Là encore on peut réfléchir de deux manières. La première en considérant qu'il n'y a là rien de très nouveau et que le fait de lancer des rumeurs (de reddition, de démission, d'opérations militaires victorieuses) a toujours fait parti intégrante d'une certaine forme "d'art de la guerre". Du côté ukrainien on avait d'ailleurs eu le fameux "fantôme de Kiev", cet aviateur dont on racontait qu'il avait abattu six avions ennemis les premiers jours du conflit, ce qui relève, à ce jour, de la légende urbaine. Mais avec d'autres éléments narratifs, celui-ci a bien sûr "joué un rôle" dans la dynamique de la résistance ukrainienne.

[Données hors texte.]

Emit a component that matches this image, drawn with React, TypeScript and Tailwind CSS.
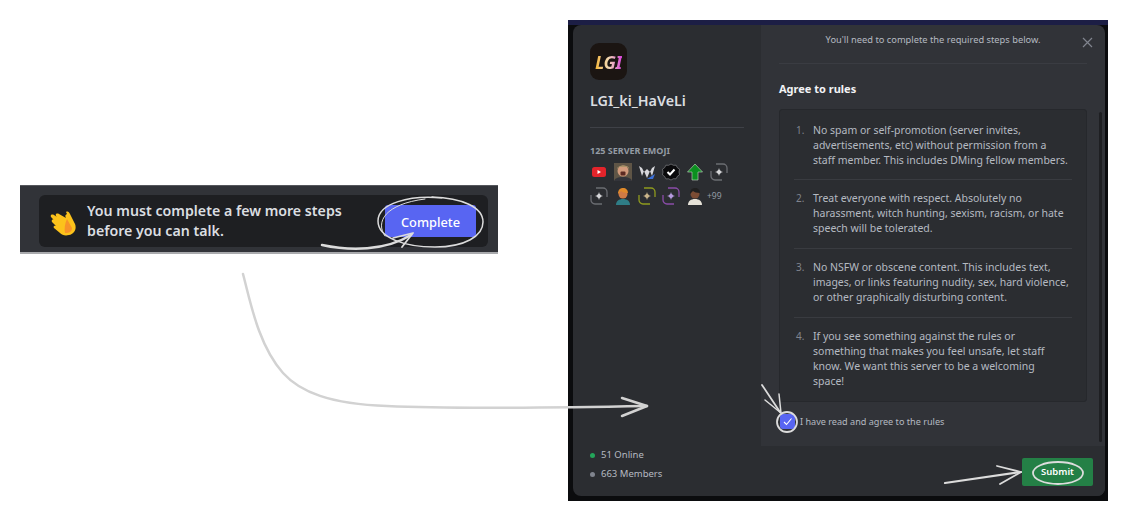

L'autre manière de réfléchir est de considérer ces Deep Fakes comme partie d'un ensemble de "technologies de l'artefact" qui changent en profondeur les tactiques et stratégies d'information ou de désinformation. Parce qu'elles sont plus compliquées et plus longues à démentir, à documenter parfois, parce qu'elles sont plus compliquées aussi à détecter ou à stopper. Et parce que, plus profondément, ce sont nos sociétés tout entières, autoritaires ou non, démocratiques ou pas, en guerre ou en paix, qui sont depuis longtemps déjà traversées par ces nouvelles heuristiques de preuve, par ces nouveaux régimes de vérité s'organisant autour des questions de popularité, de vérifiabilité, et d'engagement. 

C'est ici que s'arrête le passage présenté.